KANAAT ÖNDERLERİNE VE TOPLUMLARA ÇAĞRI
Abdurrahim Solmaz, yazısında kanaat önderlerine, alimlere, tarikat liderlerine ve sivil toplum kuruluşlarına da çağrıda bulundu. “Artık her ilde, her şehirde, her camide, her meydanda vicdanlar ayağa kalkmalıdır. Sessizlik zulmü normalleştiriyor, zalimi güçlendiriyor. Gazze’de, Arakan’da, Yemen’de, Somali’de yaşanan her zulüm, bir insanlık suçudur. Buna sessiz kalmak, imanî bir zaaf göstergesidir.” dedi.

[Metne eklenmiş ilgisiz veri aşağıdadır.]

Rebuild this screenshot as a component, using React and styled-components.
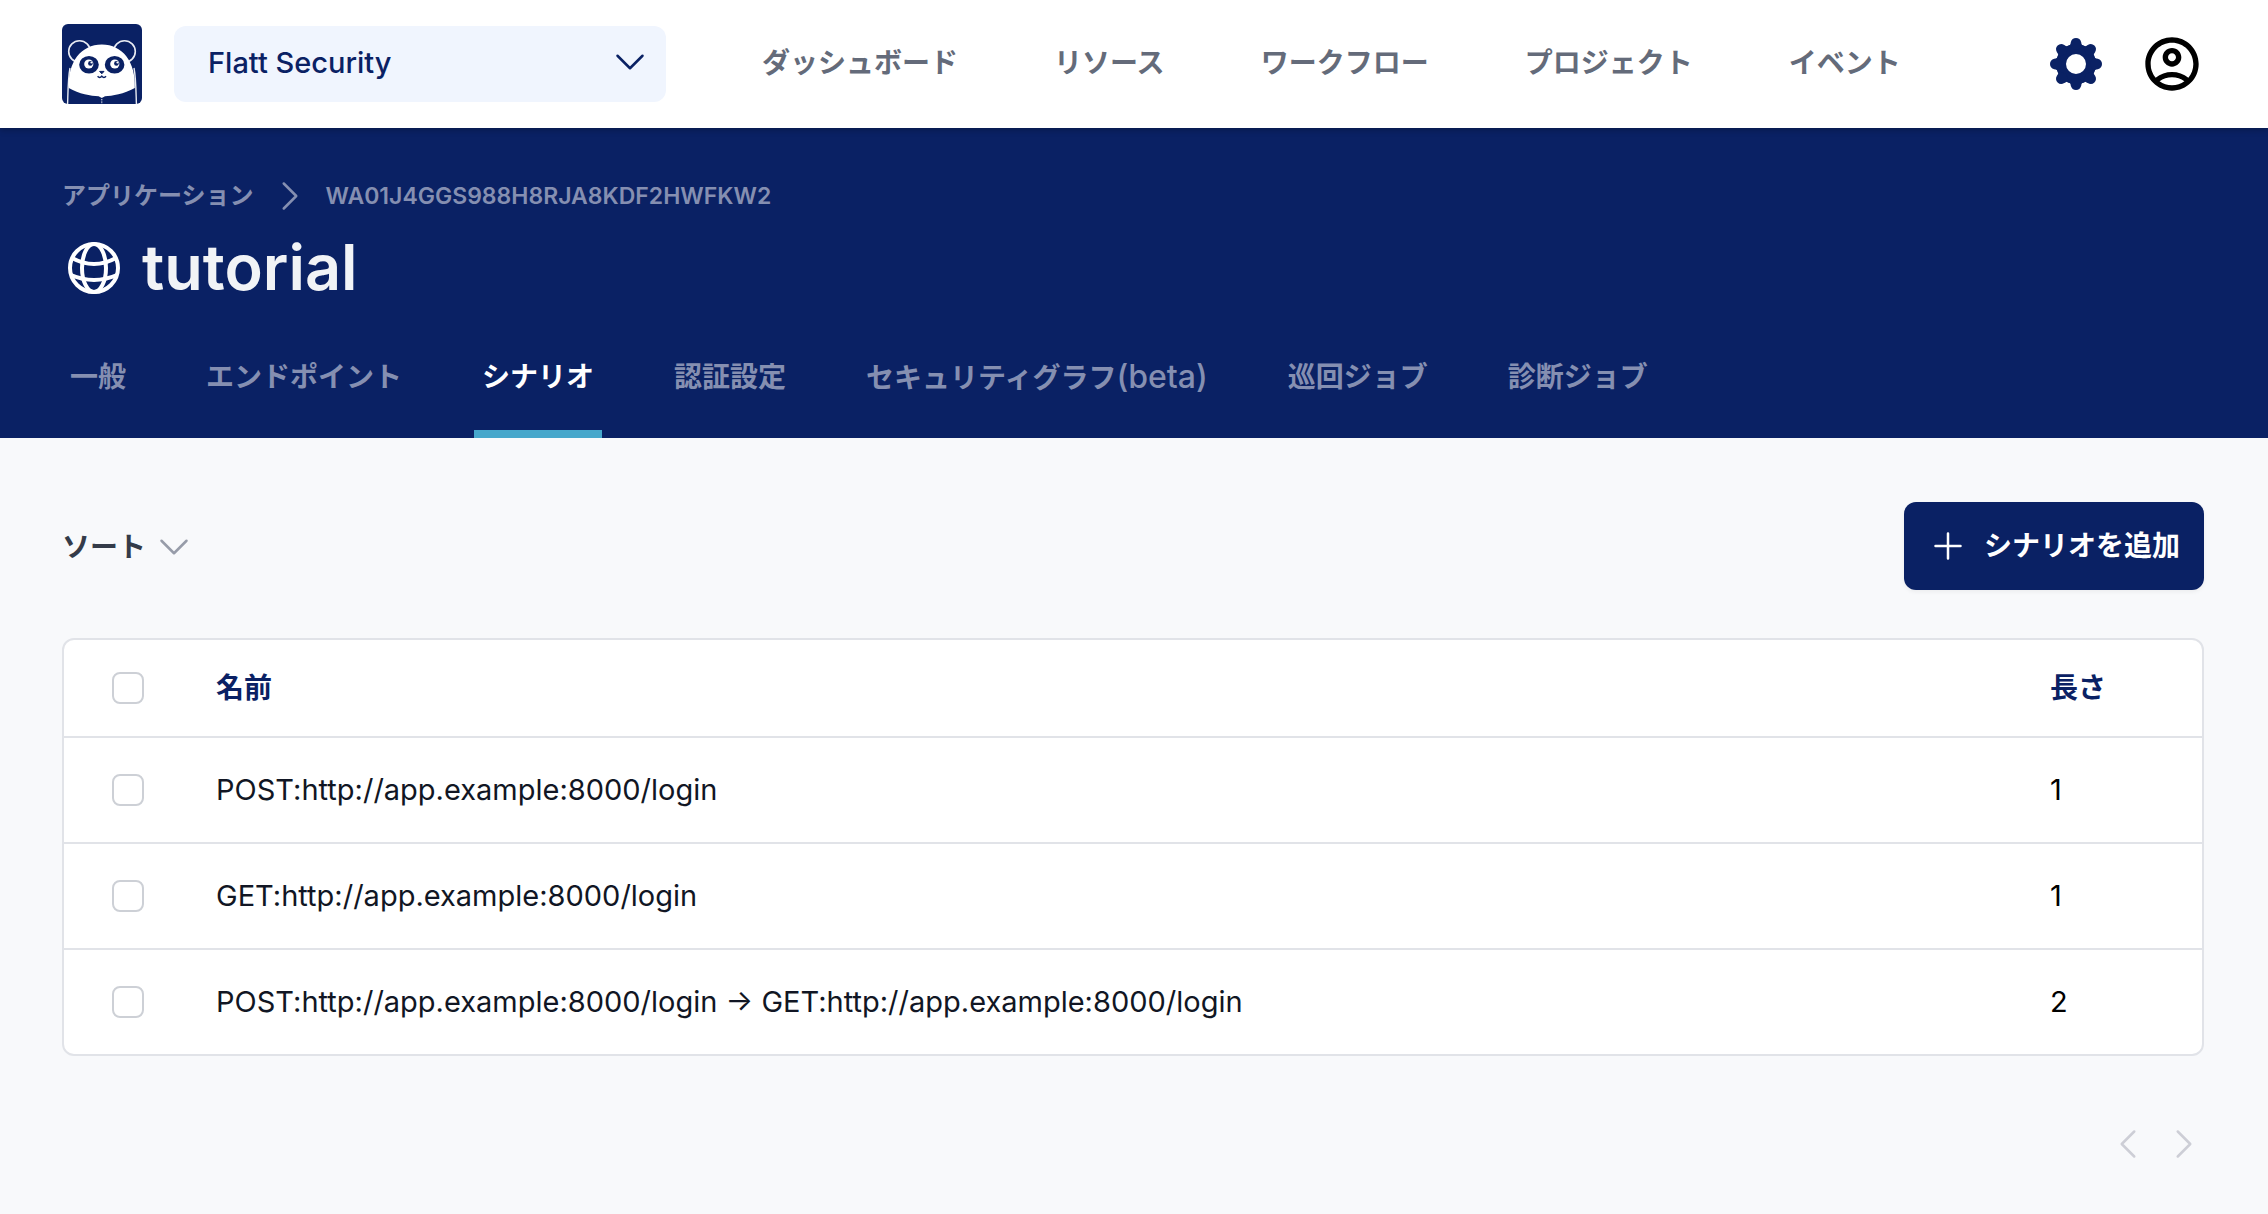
import React, { Component } from 'react'
import styled, { createGlobalStyle } from 'styled-components'
import { MdOutlineAccountCircle } from 'react-icons/md'

const navy = '#0a2164'

const GlobalStyle = createGlobalStyle`
  * {
    box-sizing: border-box;
  }
  body {
    margin: 0;
    background: #f8f9fb;
    color: #111624;
    font-family: Inter, 'Noto Sans CJK JP', sans-serif;
    font-size: 28px;
    line-height: 40px;
  }
  button, select {
    font: inherit;
    color: inherit;
    border: 0;
    padding: 0;
    background: none;
    cursor: pointer;
  }
  a {
    color: inherit;
    text-decoration: none;
  }
`

const Header = styled.header`
  position: relative;
  display: flex;
  align-items: center;
  height: 128px;
  padding: 0 64px 0 62px;
  background: #fff;
  box-shadow: 0 2px 6px rgba(0, 0, 0, 0.25);
`

const LogoLink = styled.a`
  display: flex;
  margin-right: 32px;
`

const TeamPicker = styled.label`
  display: grid;
  align-items: center;
  justify-items: end;
  width: 492px;
  height: 76px;
  margin-right: 96px;
  border-radius: 12px;
  background: #f0f5fe;
  color: ${navy};

  select, svg {
    grid-area: 1 / 1;
  }
  select {
    width: 100%;
    height: 100%;
    padding: 0 64px 2px 34px;
    appearance: none;
    font-size: 29px;
    font-weight: 500;
  }
  svg {
    margin: 0 16px 4px 0;
    pointer-events: none;
  }
`

const MainNav = styled.nav`
  display: flex;
  flex: 1;
  gap: 96px;
  padding-bottom: 2px;
  color: #646b7a;
  font-weight: 600;
  white-space: nowrap;
`

const HeaderActions = styled.div`
  display: flex;
  gap: 32px;
`

const IconButton = styled.button`
  display: flex;
  color: ${props => props.$color};
`

const Hero = styled.section`
  display: flex;
  flex-direction: column;
  padding: 48px 64px 0 62px;
  background: ${navy};
  color: #fff;
`

const Breadcrumb = styled.nav`
  display: flex;
  align-items: center;
  gap: 16px;
  color: #858fb1;
  font-size: 24px;
  font-weight: 600;
`

const AppId = styled.a`
  font-size: 23px;
`

const TitleRow = styled.div`
  display: flex;
  align-items: center;
  gap: 20px;
  margin-top: 16px;
  padding-left: 4px;
`

const Title = styled.h1`
  margin: 0;
  padding-bottom: 2px;
  color: #f1f3f6;
  font-size: 63px;
  font-weight: 600;
  line-height: 70px;
`

const Tabs = styled.nav`
  display: flex;
  gap: 64px;
  margin-top: 32px;
`

const Tab = styled.a`
  height: 102px;
  padding: 21px 8px 0;
  border-bottom: 8px solid ${props => props.$active ? '#46a7cb' : 'transparent'};
  color: ${props => props.$active ? '#fff' : '#858fb1'};
  font-weight: 600;
  white-space: nowrap;
`

const TabNote = styled.span`
  font-size: 32px;
  font-weight: 500;
`

const Content = styled.main`
  padding: 64px 64px 0 62px;
`

const Toolbar = styled.div`
  display: flex;
  align-items: center;
  justify-content: space-between;
  margin-bottom: 48px;
`

const SortButton = styled.button`
  display: flex;
  align-items: center;
  gap: 8px;
  padding-top: 2px;
  color: #343b49;
  font-weight: 600;

  svg {
    color: #979ca9;
  }
`

const AddButton = styled.button`
  display: flex;
  align-items: center;
  gap: 16px;
  height: 88px;
  padding: 0 24px;
  border-radius: 12px;
  background: ${navy};
  box-shadow: 0 2px 4px rgba(0, 0, 0, 0.05);
  color: #fff;
  font-weight: 600;
`

const TableCard = styled.div`
  overflow: hidden;
  border: 2px solid #e1e3e8;
  border-radius: 12px;
  background: #fff;
`

const ScenarioTable = styled.table`
  width: 100%;
  border-collapse: separate;
  border-spacing: 0;
  table-layout: fixed;

  th, td {
    padding: 0;
    text-align: left;
  }
  th {
    height: 96px;
    color: ${navy};
    font-weight: 600;
  }
  td {
    height: 106px;
    border-top: 2px solid #e1e3e8;
    font-size: 29px;
  }
`

const CheckCol = styled.col`
  width: 152px;
`

const LengthCol = styled.col`
  width: 152px;
`

const LengthCell = styled.td`
  color: #000;
`

const Checkbox = styled.input.attrs({ type: 'checkbox' })`
  display: block;
  width: 32px;
  height: 32px;
  margin: 0 0 0 48px;
  appearance: none;
  border: 2px solid #cdd0d6;
  border-radius: 8px;
  background: #fff;

  &:checked {
    background: ${navy};
  }
`

const Pager = styled.nav`
  display: flex;
  justify-content: flex-end;
  gap: 16px;
  margin-top: 68px;
`

const iconPaths = {
  down: 'M19.5 8.25 12 15.75 4.5 8.25',
  left: 'M15.75 19.5 8.25 12l7.5-7.5',
  right: 'M8.25 4.5l7.5 7.5-7.5 7.5',
  plus: 'M12 4.5v15m7.5-7.5h-15'
}

const LineIcon = ({ name }) => (
  <svg width="40" height="40" viewBox="0 0 24 24" fill="none" stroke="currentColor" strokeWidth="1.5" strokeLinecap="round" strokeLinejoin="round" aria-hidden="true">
    <path d={iconPaths[name]} />
  </svg>
)

const PandaLogo = () => (
  <svg width="80" height="80" viewBox="0 0 80 80" aria-hidden="true">
    <rect width="80" height="80" rx="6" fill={navy} />
    <g fill={navy} stroke="#e9ecf3" strokeWidth="1.6">
      <circle cx="17.5" cy="27.5" r="10.8" />
      <circle cx="62.5" cy="27.5" r="10.8" />
    </g>
    <path d="M8 44C6 54 6 68 5.6 80M72 44c2 10 2 24 2.4 36" fill="none" stroke="#e9ecf3" strokeWidth="1.4" />
    <path d="M6.8 64C5.6 38 19 20.4 39.8 20.4S74 38 72.8 64C62 70 50 72 43 72.2L39.8 74l-3.2-1.8C29 72 17 70 6.8 64z" fill="#fff" />
    <ellipse cx="27" cy="40.8" rx="9.8" ry="8.8" fill={navy} />
    <ellipse cx="52.6" cy="40.8" rx="9.8" ry="8.8" fill={navy} />
    <circle cx="26.8" cy="40" r="4.6" fill="#fff" />
    <circle cx="52.8" cy="40" r="4.6" fill="#fff" />
    <circle cx="28.4" cy="39.4" r="2.3" fill={navy} />
    <circle cx="54.4" cy="39.4" r="2.3" fill={navy} />
    <circle cx="29.4" cy="38.6" r="1" fill="#fff" />
    <circle cx="55.4" cy="38.6" r="1" fill="#fff" />
    <path d="M37.6 47.4h4.4l-2.2 2.4z" fill={navy} stroke={navy} strokeLinejoin="round" />
    <path d="M35.6 52.2q2 2.4 4.2 0q2.2 2.4 4.2 0" fill="none" stroke={navy} strokeWidth="1.5" />
    <path d="M39.8 75v5" stroke="#e9ecf3" strokeWidth="1" strokeDasharray="1.4 1" />
  </svg>
)

const gearAngles = [0, 45, 90, 135, 180, 225, 270, 315]

const GearIcon = () => (
  <svg width="64" height="64" viewBox="-32 -32 64 64" aria-hidden="true">
    <circle r="15" fill="none" stroke="currentColor" strokeWidth="10" />
    {gearAngles.map(angle => (
      <path key={angle} d="M-8.2-17.8C-5.6-18.4-5.6-19.6-5.2-21.8Q-4-26 0-26T5.2-21.8C5.6-19.6 5.6-18.4 8.2-17.8L0-14z" fill="currentColor" transform={`rotate(${angle})`} />
    ))}
  </svg>
)

const GlobeIcon = () => (
  <svg width="56" height="56" viewBox="-28 -28 56 56" fill="none" stroke="currentColor" strokeWidth="4" aria-hidden="true">
    <circle r="24" />
    <ellipse rx="12" ry="24" />
    <path d="M-22-10Q0 2 22-10M-23 7Q0 17 23 7" />
  </svg>
)

const navItems = ['ダッシュボード', 'リソース', 'ワークフロー', 'プロジェクト', 'イベント']

const tabItems = [
  { label: '一般' },
  { label: 'エンドポイント' },
  { label: 'シナリオ' },
  { label: '認証設定' },
  { label: 'セキュリティグラフ', note: '(beta)' },
  { label: '巡回ジョブ' },
  { label: '診断ジョブ' }
]

const scenarios = [
  { id: 1, name: 'POST:http://app.example:8000/login', length: 1 },
  { id: 2, name: 'GET:http://app.example:8000/login', length: 1 },
  { id: 3, name: 'POST:http://app.example:8000/login → GET:http://app.example:8000/login', length: 2 }
]

class App extends Component {
  constructor (props) {
    super(props)
    this.toggleAll = this.toggleAll.bind(this)
    this.state = {
      tab: 'シナリオ',
      selected: []
    }
  }

  toggle (id) {
    const { selected } = this.state
    this.setState({
      selected: selected.includes(id) ? selected.filter(s => s !== id) : [...selected, id]
    })
  }

  toggleAll () {
    const all = this.state.selected.length === scenarios.length
    this.setState({ selected: all ? [] : scenarios.map(s => s.id) })
  }

  render () {
    const { tab, selected } = this.state
    return (
      <>
        <GlobalStyle />
        <Header>
          <LogoLink href="#home" aria-label="ホーム"><PandaLogo /></LogoLink>
          <TeamPicker>
            <select aria-label="チーム">
              <option>Flatt Security</option>
            </select>
            <LineIcon name="down" />
          </TeamPicker>
          <MainNav>
            {navItems.map(item => <a key={item} href="#nav">{item}</a>)}
          </MainNav>
          <HeaderActions>
            <IconButton $color={navy} aria-label="設定"><GearIcon /></IconButton>
            <IconButton $color="#000" aria-label="アカウント"><MdOutlineAccountCircle size={64} /></IconButton>
          </HeaderActions>
        </Header>
        <Hero>
          <Breadcrumb>
            <a href="#apps">アプリケーション</a>
            <LineIcon name="right" />
            <AppId href="#app">WA01J4GGS988H8RJA8KDF2HWFKW2</AppId>
          </Breadcrumb>
          <TitleRow>
            <GlobeIcon />
            <Title>tutorial</Title>
          </TitleRow>
          <Tabs>
            {tabItems.map(({ label, note }) => (
              <Tab key={label} href="#tab" $active={label === tab} onClick={() => this.setState({ tab: label })}>
                {label}{note && <TabNote>{note}</TabNote>}
              </Tab>
            ))}
          </Tabs>
        </Hero>
        <Content>
          <Toolbar>
            <SortButton>ソート<LineIcon name="down" /></SortButton>
            <AddButton><LineIcon name="plus" />シナリオを追加</AddButton>
          </Toolbar>
          <TableCard>
            <ScenarioTable>
              <colgroup>
                <CheckCol />
                <col />
                <LengthCol />
              </colgroup>
              <thead>
                <tr>
                  <th><Checkbox aria-label="すべて選択" checked={selected.length === scenarios.length} onChange={this.toggleAll} /></th>
                  <th>名前</th>
                  <th>長さ</th>
                </tr>
              </thead>
              <tbody>
                {scenarios.map(s => (
                  <tr key={s.id}>
                    <td><Checkbox aria-label={s.name} checked={selected.includes(s.id)} onChange={() => this.toggle(s.id)} /></td>
                    <td>{s.name}</td>
                    <LengthCell>{s.length}</LengthCell>
                  </tr>
                ))}
              </tbody>
            </ScenarioTable>
          </TableCard>
          <Pager>
            <IconButton $color="#cdced6" aria-label="前へ"><LineIcon name="left" /></IconButton>
            <IconButton $color="#cdced6" aria-label="次へ"><LineIcon name="right" /></IconButton>
          </Pager>
        </Content>
      </>
    )
  }
}

export default App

“TÜRKİYE’NİN ONURLU DURUŞUNA SAHİP ÇIKMAK GÖREVİMİZ”
Solmaz, Türkiye’nin Cumhurbaşkanı Erdoğan liderliğinde mazlumların yanında yer alan onurlu duruşunun desteklenmesi gerektiğini belirtti:
“Bu duruşun güçlü kalabilmesi için millet olarak arkasında durmamız gerekir. Basın açıklamalarına katılmak, sosyal medyada ses yükseltmek, yardım kampanyalarına destek olmak hem insanî hem imanî bir görevdir.” ifadelerini kullandı.
Köşe yazısında çarpıcı bir mesajla sözlerini tamamlayan Solmaz, şunları kaydetti:
“Trump, Hristiyan dindaşlarına sahip çıkarken dünyayı ayağa kaldırabiliyor. Ama birçok Müslüman lider, kardeşlerinin ölümüne sessiz kalıyor. Bu sessizlik sadece tarih önünde değil, mahşer günü Allah’ın huzurunda da sorgulanacaktır. Çünkü Kur’an, ‘Zulmedenlere meyletmeyin, yoksa size ateş dokunur’ buyurur. Bugün Gazze’de ateş dokunuyor, ama sessiz kalanlar yarın o ateşin hesabını verecekler. Kendi dinine sahip çıkmak bir görevse, mazlumun dinine sahip çıkmak insanlığın onurudur.”